WHAT IS EXPECTED: Set down only those lines that fall from the line containing "Convert this screenshot" through the line containing "const iwads = ['doom", unchanged and without pictures.

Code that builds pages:
^^^^^^^^^^^^^^^^
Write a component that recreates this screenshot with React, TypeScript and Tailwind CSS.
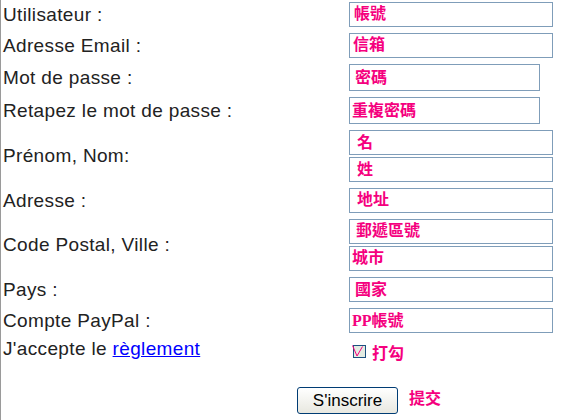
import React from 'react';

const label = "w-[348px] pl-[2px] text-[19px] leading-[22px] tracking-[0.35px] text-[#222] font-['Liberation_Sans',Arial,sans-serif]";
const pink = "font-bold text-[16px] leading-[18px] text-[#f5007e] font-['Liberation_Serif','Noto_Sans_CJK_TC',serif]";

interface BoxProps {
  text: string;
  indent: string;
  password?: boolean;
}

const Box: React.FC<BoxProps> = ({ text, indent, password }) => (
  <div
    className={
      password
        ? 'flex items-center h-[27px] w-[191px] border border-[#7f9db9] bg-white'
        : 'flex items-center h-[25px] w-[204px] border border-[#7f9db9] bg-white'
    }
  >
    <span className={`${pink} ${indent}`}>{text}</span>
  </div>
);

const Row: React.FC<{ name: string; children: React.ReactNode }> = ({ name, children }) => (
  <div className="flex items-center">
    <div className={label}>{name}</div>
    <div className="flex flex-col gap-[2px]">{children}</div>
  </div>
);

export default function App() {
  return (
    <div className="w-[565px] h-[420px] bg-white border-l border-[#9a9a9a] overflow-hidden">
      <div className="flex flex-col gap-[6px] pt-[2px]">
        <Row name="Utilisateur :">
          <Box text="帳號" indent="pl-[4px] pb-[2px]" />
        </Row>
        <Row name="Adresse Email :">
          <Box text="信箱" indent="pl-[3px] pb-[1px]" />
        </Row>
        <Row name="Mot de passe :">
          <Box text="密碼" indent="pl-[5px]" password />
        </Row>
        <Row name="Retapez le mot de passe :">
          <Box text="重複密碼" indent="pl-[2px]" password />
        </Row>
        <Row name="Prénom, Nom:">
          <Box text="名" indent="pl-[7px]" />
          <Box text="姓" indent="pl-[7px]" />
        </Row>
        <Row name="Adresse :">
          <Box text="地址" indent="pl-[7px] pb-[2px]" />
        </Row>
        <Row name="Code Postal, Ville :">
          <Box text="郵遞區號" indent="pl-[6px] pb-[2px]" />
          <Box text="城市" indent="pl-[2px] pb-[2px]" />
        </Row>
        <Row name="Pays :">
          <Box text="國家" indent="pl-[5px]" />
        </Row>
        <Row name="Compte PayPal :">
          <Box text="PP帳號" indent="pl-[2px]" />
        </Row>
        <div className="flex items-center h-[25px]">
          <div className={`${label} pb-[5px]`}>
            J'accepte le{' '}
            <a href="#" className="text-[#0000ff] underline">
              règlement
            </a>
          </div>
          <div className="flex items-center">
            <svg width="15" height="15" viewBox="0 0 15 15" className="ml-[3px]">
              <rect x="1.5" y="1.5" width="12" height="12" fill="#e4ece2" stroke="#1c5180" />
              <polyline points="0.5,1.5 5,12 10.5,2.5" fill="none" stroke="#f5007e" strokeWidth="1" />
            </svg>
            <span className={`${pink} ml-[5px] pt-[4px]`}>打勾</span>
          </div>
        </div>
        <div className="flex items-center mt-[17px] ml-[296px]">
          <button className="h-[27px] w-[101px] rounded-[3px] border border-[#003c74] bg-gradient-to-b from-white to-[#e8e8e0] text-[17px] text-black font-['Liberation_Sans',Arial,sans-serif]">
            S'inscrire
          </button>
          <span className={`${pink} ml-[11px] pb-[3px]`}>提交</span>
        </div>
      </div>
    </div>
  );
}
^^^^^^^^^^^^^^^^
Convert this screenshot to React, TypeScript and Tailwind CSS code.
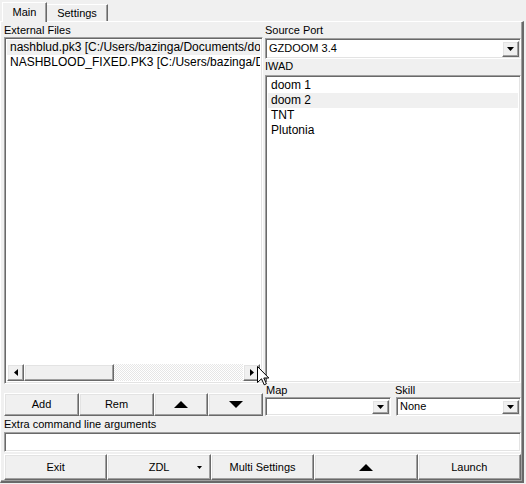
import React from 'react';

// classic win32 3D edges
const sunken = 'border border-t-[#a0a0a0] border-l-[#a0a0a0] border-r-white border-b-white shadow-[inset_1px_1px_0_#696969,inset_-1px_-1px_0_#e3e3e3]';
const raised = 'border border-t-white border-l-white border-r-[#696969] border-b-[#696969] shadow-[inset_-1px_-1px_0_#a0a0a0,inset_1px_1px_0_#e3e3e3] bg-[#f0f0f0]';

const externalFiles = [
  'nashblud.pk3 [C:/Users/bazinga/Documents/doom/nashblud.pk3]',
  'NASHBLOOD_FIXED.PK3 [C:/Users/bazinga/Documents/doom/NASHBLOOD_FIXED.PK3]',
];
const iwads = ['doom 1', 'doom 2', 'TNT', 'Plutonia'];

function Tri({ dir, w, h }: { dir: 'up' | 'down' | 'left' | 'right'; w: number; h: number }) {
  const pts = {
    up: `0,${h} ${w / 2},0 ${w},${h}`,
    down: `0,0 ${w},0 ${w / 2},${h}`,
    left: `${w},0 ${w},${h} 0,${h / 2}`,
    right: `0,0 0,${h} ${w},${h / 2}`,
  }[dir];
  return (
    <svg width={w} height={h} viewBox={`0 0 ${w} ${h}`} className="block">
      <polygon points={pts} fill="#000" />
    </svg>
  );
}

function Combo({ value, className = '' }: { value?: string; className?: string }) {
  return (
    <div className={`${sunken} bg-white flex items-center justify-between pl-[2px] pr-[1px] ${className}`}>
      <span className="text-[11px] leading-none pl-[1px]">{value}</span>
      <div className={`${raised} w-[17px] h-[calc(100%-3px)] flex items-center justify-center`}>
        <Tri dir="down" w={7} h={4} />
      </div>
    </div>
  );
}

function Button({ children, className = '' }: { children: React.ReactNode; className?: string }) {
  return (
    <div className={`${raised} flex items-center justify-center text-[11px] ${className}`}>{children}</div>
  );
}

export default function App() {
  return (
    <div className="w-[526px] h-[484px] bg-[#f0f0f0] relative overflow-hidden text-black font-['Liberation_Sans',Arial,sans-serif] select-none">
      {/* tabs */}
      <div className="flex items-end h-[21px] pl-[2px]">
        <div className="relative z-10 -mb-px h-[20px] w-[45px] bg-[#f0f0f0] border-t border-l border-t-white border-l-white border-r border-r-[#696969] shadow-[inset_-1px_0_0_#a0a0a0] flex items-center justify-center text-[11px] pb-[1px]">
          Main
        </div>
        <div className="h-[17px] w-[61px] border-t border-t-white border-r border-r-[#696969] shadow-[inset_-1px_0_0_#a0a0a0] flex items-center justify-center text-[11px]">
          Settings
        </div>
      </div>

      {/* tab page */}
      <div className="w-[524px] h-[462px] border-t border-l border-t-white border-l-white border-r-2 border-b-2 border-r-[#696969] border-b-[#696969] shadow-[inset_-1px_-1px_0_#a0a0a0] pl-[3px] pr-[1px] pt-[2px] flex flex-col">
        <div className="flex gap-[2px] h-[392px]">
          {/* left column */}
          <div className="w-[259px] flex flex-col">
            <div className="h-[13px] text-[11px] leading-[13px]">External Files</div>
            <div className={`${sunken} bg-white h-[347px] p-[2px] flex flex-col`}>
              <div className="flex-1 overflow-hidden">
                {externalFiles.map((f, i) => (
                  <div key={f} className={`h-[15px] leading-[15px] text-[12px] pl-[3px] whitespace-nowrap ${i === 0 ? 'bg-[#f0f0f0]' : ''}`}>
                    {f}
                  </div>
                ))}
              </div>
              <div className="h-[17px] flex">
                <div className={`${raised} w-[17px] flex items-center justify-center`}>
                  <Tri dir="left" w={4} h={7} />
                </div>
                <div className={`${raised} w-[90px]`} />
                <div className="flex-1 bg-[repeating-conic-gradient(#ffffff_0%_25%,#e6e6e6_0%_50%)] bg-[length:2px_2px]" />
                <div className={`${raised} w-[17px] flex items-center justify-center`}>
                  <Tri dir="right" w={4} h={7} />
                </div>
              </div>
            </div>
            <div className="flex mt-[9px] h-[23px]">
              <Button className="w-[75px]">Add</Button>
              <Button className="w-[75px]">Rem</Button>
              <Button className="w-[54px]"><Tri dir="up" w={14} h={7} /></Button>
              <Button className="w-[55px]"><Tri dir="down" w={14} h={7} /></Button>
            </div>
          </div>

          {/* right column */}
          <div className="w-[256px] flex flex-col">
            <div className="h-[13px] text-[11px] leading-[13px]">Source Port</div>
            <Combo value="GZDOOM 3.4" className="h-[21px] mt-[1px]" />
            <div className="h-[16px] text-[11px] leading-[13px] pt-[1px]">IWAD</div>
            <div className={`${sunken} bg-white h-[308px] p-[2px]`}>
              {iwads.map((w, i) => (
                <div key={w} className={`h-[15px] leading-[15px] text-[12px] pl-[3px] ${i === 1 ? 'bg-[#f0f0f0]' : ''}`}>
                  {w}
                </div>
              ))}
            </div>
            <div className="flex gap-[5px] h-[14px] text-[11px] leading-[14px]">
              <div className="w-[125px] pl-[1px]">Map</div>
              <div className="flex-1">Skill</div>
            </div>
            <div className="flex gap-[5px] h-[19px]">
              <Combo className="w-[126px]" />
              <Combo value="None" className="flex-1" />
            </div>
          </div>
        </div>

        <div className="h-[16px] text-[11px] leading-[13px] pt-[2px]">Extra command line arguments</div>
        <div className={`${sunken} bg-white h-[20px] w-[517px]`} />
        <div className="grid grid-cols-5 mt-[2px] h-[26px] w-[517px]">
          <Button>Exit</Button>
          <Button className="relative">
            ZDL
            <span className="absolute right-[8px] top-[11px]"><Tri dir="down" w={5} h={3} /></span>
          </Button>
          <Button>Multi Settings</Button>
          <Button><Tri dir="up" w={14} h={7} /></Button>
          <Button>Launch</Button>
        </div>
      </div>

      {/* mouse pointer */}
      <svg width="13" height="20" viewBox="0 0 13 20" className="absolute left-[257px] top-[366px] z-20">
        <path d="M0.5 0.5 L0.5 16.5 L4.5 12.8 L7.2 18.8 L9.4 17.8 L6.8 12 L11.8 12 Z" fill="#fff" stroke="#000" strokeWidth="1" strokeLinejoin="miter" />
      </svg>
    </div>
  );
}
^^^^^^^^^^^^^^^^
FULL SOLUTION:
Convert this screenshot to React, TypeScript and Tailwind CSS code.
import React from 'react';

// classic win32 3D edges
const sunken = 'border border-t-[#a0a0a0] border-l-[#a0a0a0] border-r-white border-b-white shadow-[inset_1px_1px_0_#696969,inset_-1px_-1px_0_#e3e3e3]';
const raised = 'border border-t-white border-l-white border-r-[#696969] border-b-[#696969] shadow-[inset_-1px_-1px_0_#a0a0a0,inset_1px_1px_0_#e3e3e3] bg-[#f0f0f0]';

const externalFiles = [
  'nashblud.pk3 [C:/Users/bazinga/Documents/doom/nashblud.pk3]',
  'NASHBLOOD_FIXED.PK3 [C:/Users/bazinga/Documents/doom/NASHBLOOD_FIXED.PK3]',
];
const iwads = ['doom 1', 'doom 2', 'TNT', 'Plutonia'];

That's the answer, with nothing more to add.